As chaotic as the big platforms are right now, in other words, users’ expectations are not the thing that’s preventing them from moderating — censoring — more speech. “There is no guarantee that social media platforms will continue to be so free-speech friendly in the future,” Balkin, the Yale law professor, wrote in a recent paper. “Platform policies are the result of a tug of war between the demands of the company owners and shareholders, end-users and nation states. The direction of this tug of war is unpredictable.”

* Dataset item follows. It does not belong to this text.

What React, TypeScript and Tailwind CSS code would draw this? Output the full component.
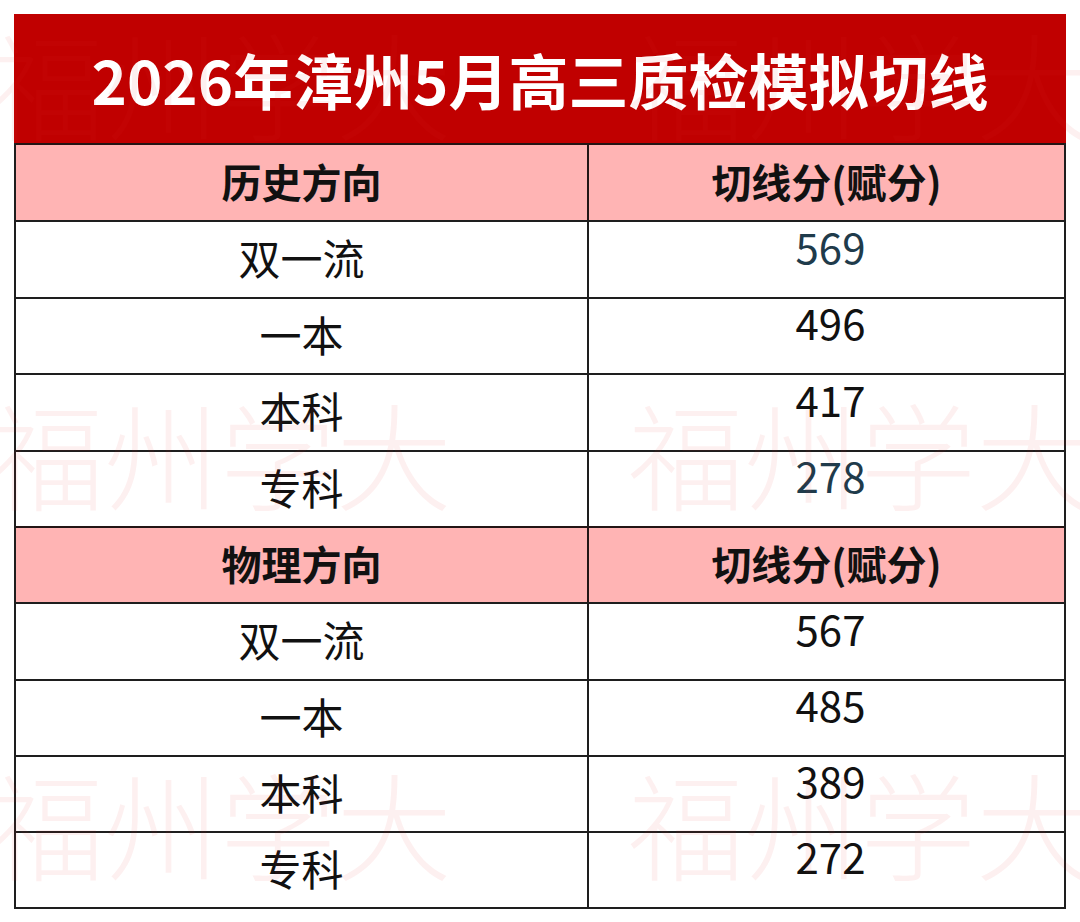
import React from 'react';

type Row = { label: string; score: string; tint?: boolean };

const history: Row[] = [
  { label: '双一流', score: '569', tint: true },
  { label: '一本', score: '496' },
  { label: '本科', score: '417' },
  { label: '专科', score: '278', tint: true },
];

const physics: Row[] = [
  { label: '双一流', score: '567' },
  { label: '一本', score: '485' },
  { label: '本科', score: '389' },
  { label: '专科', score: '272' },
];

const font = "font-['Microsoft_YaHei','Noto_Sans_CJK_SC',sans-serif]";

const SectionHead: React.FC<{ title: string; h: string }> = ({ title, h }) => (
  <div className={`grid grid-cols-[573px_1fr] border-t-2 border-[#231515] bg-[#ffb4b4] ${h}`}>
    <div className="flex items-center justify-center border-r-2 border-[#231515] pb-1 text-[40px] font-bold text-[#111]">
      {title}
    </div>
    <div className="flex items-center justify-center pb-1 text-[40px] font-bold text-[#111]">切线分(赋分)</div>
  </div>
);

const DataRow: React.FC<{ row: Row; h: string }> = ({ row, h }) => (
  <div className={`grid grid-cols-[573px_1fr] border-t-2 border-[#1e1e1e] ${h}`}>
    <div className="flex items-center justify-center border-r-2 border-[#1e1e1e] pb-[6px] text-[42px] text-[#111]">
      {row.label}
    </div>
    <div
      className={`flex items-center justify-center pb-[28px] pl-2 text-[42px] leading-none ${row.tint ? 'text-[#1f3b4b]' : 'text-[#111]'}`}
    >
      {row.score}
    </div>
  </div>
);

const Watermark: React.FC = () => {
  const spots = [
    { top: 6, left: -12 },
    { top: 6, left: 628 },
    { top: 376, left: -12 },
    { top: 376, left: 628 },
    { top: 746, left: -12 },
    { top: 746, left: 628 },
  ];
  return (
    <div aria-hidden className="pointer-events-none absolute inset-0 overflow-hidden">
      {spots.map((s, i) => (
        <span
          key={i}
          className="absolute whitespace-nowrap text-[116px] leading-[150px] font-light text-[rgba(225,40,40,0.07)]"
          style={{ top: s.top, left: s.left }}
        >
          福州学大
        </span>
      ))}
    </div>
  );
};

export default function App() {
  const h1 = ['h-[77px]', 'h-[76px]', 'h-[77px]', 'h-[76px]'];
  const h2 = ['h-[77px]', 'h-[76px]', 'h-[76px]', 'h-[76px]'];
  return (
    <div className={`relative h-[922px] w-[1080px] overflow-hidden bg-white ${font}`}>
      <div className="ml-[14px] pt-[14px] w-[1052px]">
        <div className="flex h-[129px] items-center justify-center bg-[#c00000] text-[60px] font-bold text-white">
          2026年漳州5月高三质检模拟切线
        </div>
        <div className="border-x-2 border-b-2 border-[#1e1e1e]">
          <SectionHead title="历史方向" h="h-[77px]" />
          {history.map((r, i) => (
            <DataRow key={'h' + i} row={r} h={h1[i]} />
          ))}
          <SectionHead title="物理方向" h="h-[76px]" />
          {physics.map((r, i) => (
            <DataRow key={'p' + i} row={r} h={h2[i]} />
          ))}
        </div>
      </div>
      <Watermark />
    </div>
  );
}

That’s frightening to Randazza, and to the cottage industry of middle-aged intellectuals bearing alarmist messages about the coddled American mind and safe spaces. To them, a world where the discourse happens in a private digital space designed above all to prevent losing users marks a major shift in American culture. It’s a move away from a time-tested speech principle and toward a trendy profusion of speech rules — rules that they say are bound to boomerang on young liberals who don’t remember past speech wars.
More than that, it’s a future in which the invocation of free speech loses its talismanic cultural power to connote neutrality, fairness, and democracy. But then again, it’s worth wondering how and for whom it acquired that power to begin with.